Dataset excerpt:
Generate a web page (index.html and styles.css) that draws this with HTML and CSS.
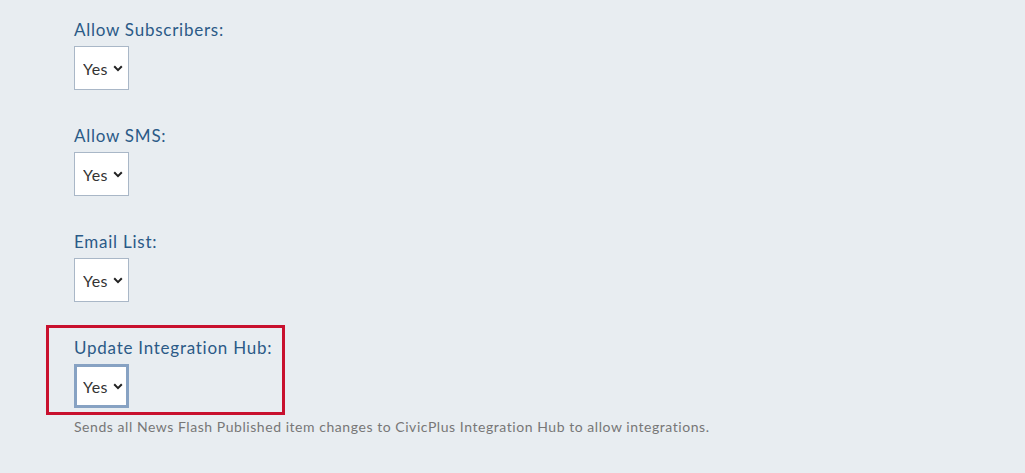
FILE: index.html
```html
<!DOCTYPE html>
<html lang="en">
<head>
    <meta charset="UTF-8">
    <title>News Flash Settings</title>
    <link rel="stylesheet" href="styles.css">
</head>
<body>
<div class="settings">
    <div class="field">
        <label for="allowSubscribers">Allow Subscribers:</label>
        <select id="allowSubscribers" class="yes-no">
            <option>Yes</option>
            <option>No</option>
        </select>
    </div>

    <div class="field">
        <label for="allowSms">Allow SMS:</label>
        <select id="allowSms" class="yes-no">
            <option>Yes</option>
            <option>No</option>
        </select>
    </div>

    <div class="field">
        <label for="emailList">Email List:</label>
        <select id="emailList" class="yes-no">
            <option>Yes</option>
            <option>No</option>
        </select>
    </div>

    <div class="field highlight">
        <label for="integrationHub">Update Integration Hub:</label>
        <select id="integrationHub" class="yes-no focused">
            <option>Yes</option>
            <option>No</option>
        </select>
    </div>
    <p class="help">Sends all News Flash Published item changes to CivicPlus Integration Hub to allow integrations.</p>
</div>
</body>
</html>
```

FILE: styles.css
```css
body {
    margin: 0;
    padding: 0;
    background-color: #e8edf1;
    font-family: "Lato", "Open Sans", Arial, sans-serif;
}
.settings { padding: 18px 0 0 74px; }
.field { margin-bottom: 34px; }
.field label { display: block; font-size: 17px; line-height: 24px; letter-spacing: 0.75px; color: #2b5a87; margin-bottom: 4px; }
.yes-no {
    display: block;
    width: 55px;
    height: 44px;
    padding: 0 0 0 8px;
    font-family: "Lato", Arial, sans-serif;
    font-size: 16px;
    letter-spacing: 0.4px;
    color: #333;
    background: #fff url("data:image/svg+xml,%3Csvg xmlns='http://www.w3.org/2000/svg' width='10' height='7' viewBox='0 0 10 7'%3E%3Cpath d='M1.2 1.3 5 5.1 8.8 1.3' fill='none' stroke='%23222' stroke-width='2'/%3E%3C/svg%3E") no-repeat right 5px center;
    border: 1px solid #a9b7c7;
    border-radius: 0;
    -webkit-appearance: none;
    appearance: none;
}
.yes-no.focused { border: 3px solid #87a2c3; padding-left: 6px; background-position: right 3px center; }
.highlight { display: inline-block; width: 208px; margin: -11px 0 0 -28px; padding: 8px 0 4px 25px; border: 3px solid #c8102e; }
.help { margin: 3px 0 0; font-size: 14px; line-height: 18px; letter-spacing: 0.55px; color: #777; }
```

What is being asked: Extract every line of the data exactly; pictures stay out.

Solution for this exercise:
Generate a web page (index.html and styles.css) that draws this with HTML and CSS.
FILE: index.html
```html
<!DOCTYPE html>
<html lang="en">
<head>
    <meta charset="UTF-8">
    <title>News Flash Settings</title>
    <link rel="stylesheet" href="styles.css">
</head>
<body>
<div class="settings">
    <div class="field">
        <label for="allowSubscribers">Allow Subscribers:</label>
        <select id="allowSubscribers" class="yes-no">
            <option>Yes</option>
            <option>No</option>
        </select>
    </div>

    <div class="field">
        <label for="allowSms">Allow SMS:</label>
        <select id="allowSms" class="yes-no">
            <option>Yes</option>
            <option>No</option>
        </select>
    </div>

    <div class="field">
        <label for="emailList">Email List:</label>
        <select id="emailList" class="yes-no">
            <option>Yes</option>
            <option>No</option>
        </select>
    </div>

    <div class="field highlight">
        <label for="integrationHub">Update Integration Hub:</label>
        <select id="integrationHub" class="yes-no focused">
            <option>Yes</option>
            <option>No</option>
        </select>
    </div>
    <p class="help">Sends all News Flash Published item changes to CivicPlus Integration Hub to allow integrations.</p>
</div>
</body>
</html>
```

FILE: styles.css
```css
body {
    margin: 0;
    padding: 0;
    background-color: #e8edf1;
    font-family: "Lato", "Open Sans", Arial, sans-serif;
}
.settings { padding: 18px 0 0 74px; }
.field { margin-bottom: 34px; }
.field label { display: block; font-size: 17px; line-height: 24px; letter-spacing: 0.75px; color: #2b5a87; margin-bottom: 4px; }
.yes-no {
    display: block;
    width: 55px;
    height: 44px;
    padding: 0 0 0 8px;
    font-family: "Lato", Arial, sans-serif;
    font-size: 16px;
    letter-spacing: 0.4px;
    color: #333;
    background: #fff url("data:image/svg+xml,%3Csvg xmlns='http://www.w3.org/2000/svg' width='10' height='7' viewBox='0 0 10 7'%3E%3Cpath d='M1.2 1.3 5 5.1 8.8 1.3' fill='none' stroke='%23222' stroke-width='2'/%3E%3C/svg%3E") no-repeat right 5px center;
    border: 1px solid #a9b7c7;
    border-radius: 0;
    -webkit-appearance: none;
    appearance: none;
}
.yes-no.focused { border: 3px solid #87a2c3; padding-left: 6px; background-position: right 3px center; }
.highlight { display: inline-block; width: 208px; margin: -11px 0 0 -28px; padding: 8px 0 4px 25px; border: 3px solid #c8102e; }
.help { margin: 3px 0 0; font-size: 14px; line-height: 18px; letter-spacing: 0.55px; color: #777; }
```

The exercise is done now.